Overall, exports dipped 12.11 percent in the fiscal year ended June 30, while imports dropped 2.32 percent, leaving the country with a trade deficit of $23.963 billion.

The pullback in export earnings has led key textile sector to struggle on its spending plans. Textile exports, which fetch more than half of the export revenue, decreased 7.42 percent to $12.455 billion.
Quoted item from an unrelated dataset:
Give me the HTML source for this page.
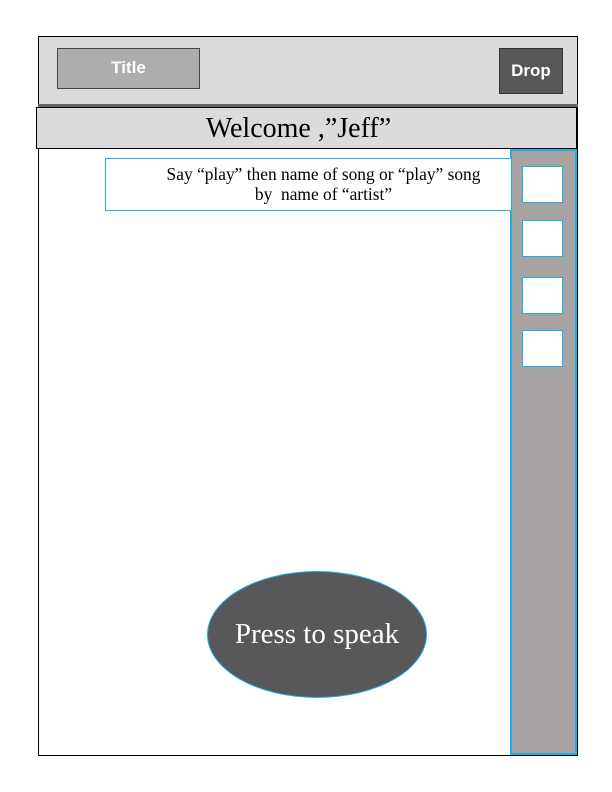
<!DOCTYPE html><html><head><style>
body{margin:0;width:612px;height:792px;background:#fff;position:relative;font-family:"Liberation Serif",serif}
div{position:absolute;box-sizing:border-box}
</style></head><body>
<div style="left:38px;top:36px;width:540px;height:720px;border:1px solid #000"></div>
<div style="left:39px;top:37px;width:538px;height:68px;background:#dcdbda"></div>
<div style="left:38px;top:104px;width:540px;height:3px;background:#666"></div>
<div style="left:57px;top:48px;width:143px;height:41px;background:#adadaf;border:1px solid #444;color:#fff;font:bold 17px 'Liberation Sans',sans-serif;text-align:center;line-height:37px">Title</div>
<div style="left:499px;top:48px;width:64px;height:46px;background:#58585a;border:1px solid #333;color:#fff;font:bold 17px 'Liberation Sans',sans-serif;text-align:center;line-height:44px">Drop</div>
<div style="left:36px;top:107px;width:541px;height:42px;background:#dcdbda;border:1px solid #000;text-align:center;font-size:28px;line-height:42px;padding-right:16px">Welcome ,”Jeff”</div>
<div style="left:510px;top:149px;width:67px;height:606px;background:#a8a4a3;border:2px solid #1ab0e8"></div>
<div style="left:522px;top:166px;width:41px;height:37px;background:#fff;border:1px solid #1ab0e8"></div>
<div style="left:522px;top:220px;width:41px;height:37px;background:#fff;border:1px solid #1ab0e8"></div>
<div style="left:522px;top:277px;width:41px;height:37px;background:#fff;border:1px solid #1ab0e8"></div>
<div style="left:522px;top:330px;width:41px;height:37px;background:#fff;border:1px solid #1ab0e8"></div>
<div style="left:105px;top:158px;width:406px;height:53px;border:1px solid #1ab0e8;border-right:none;background:#fff;text-align:center;font-size:17.4px;line-height:20px;padding:5px 0 0 30px;white-space:nowrap">Say “play” then name of song or “play” song<br>by&nbsp; name of “artist”</div>
<div style="left:207px;top:571px;width:220px;height:127px;border-radius:50%;background:#58585a;border:1px solid #1ab0e8;color:#fff;font-size:29px;text-align:center;line-height:125px">Press to speak</div>
</body></html>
From cotton yarn and cotton cloth to knitwear and bed wear, the exports revenue from all the major foreign exchange spinners continued to drop during the last fiscal year.

Policymakers are trying to stimulate other sectors of the economy, particularly home building and infrastructure development, to make up for the pullback in textile spending.

Khan said the current account deficit for FY16 is still near one percent of the GDP despite significantly lower oil prices and a pickup in the private credit means domestic demand needs “little further stimulus at this stage”.

“The MPC appears focused on the SBP’s parallel role of promoting growth, particularly as the International Monetary Fund’s loan program concludes in September,” he added.

Harald Finger, the IMF’s mission chief for Pakistan, recently told Bloomberg that rupee is overvalued by as much as 20 percent and is contributing to the country’s declining exports, along with low commodity prices, power outages and security concerns.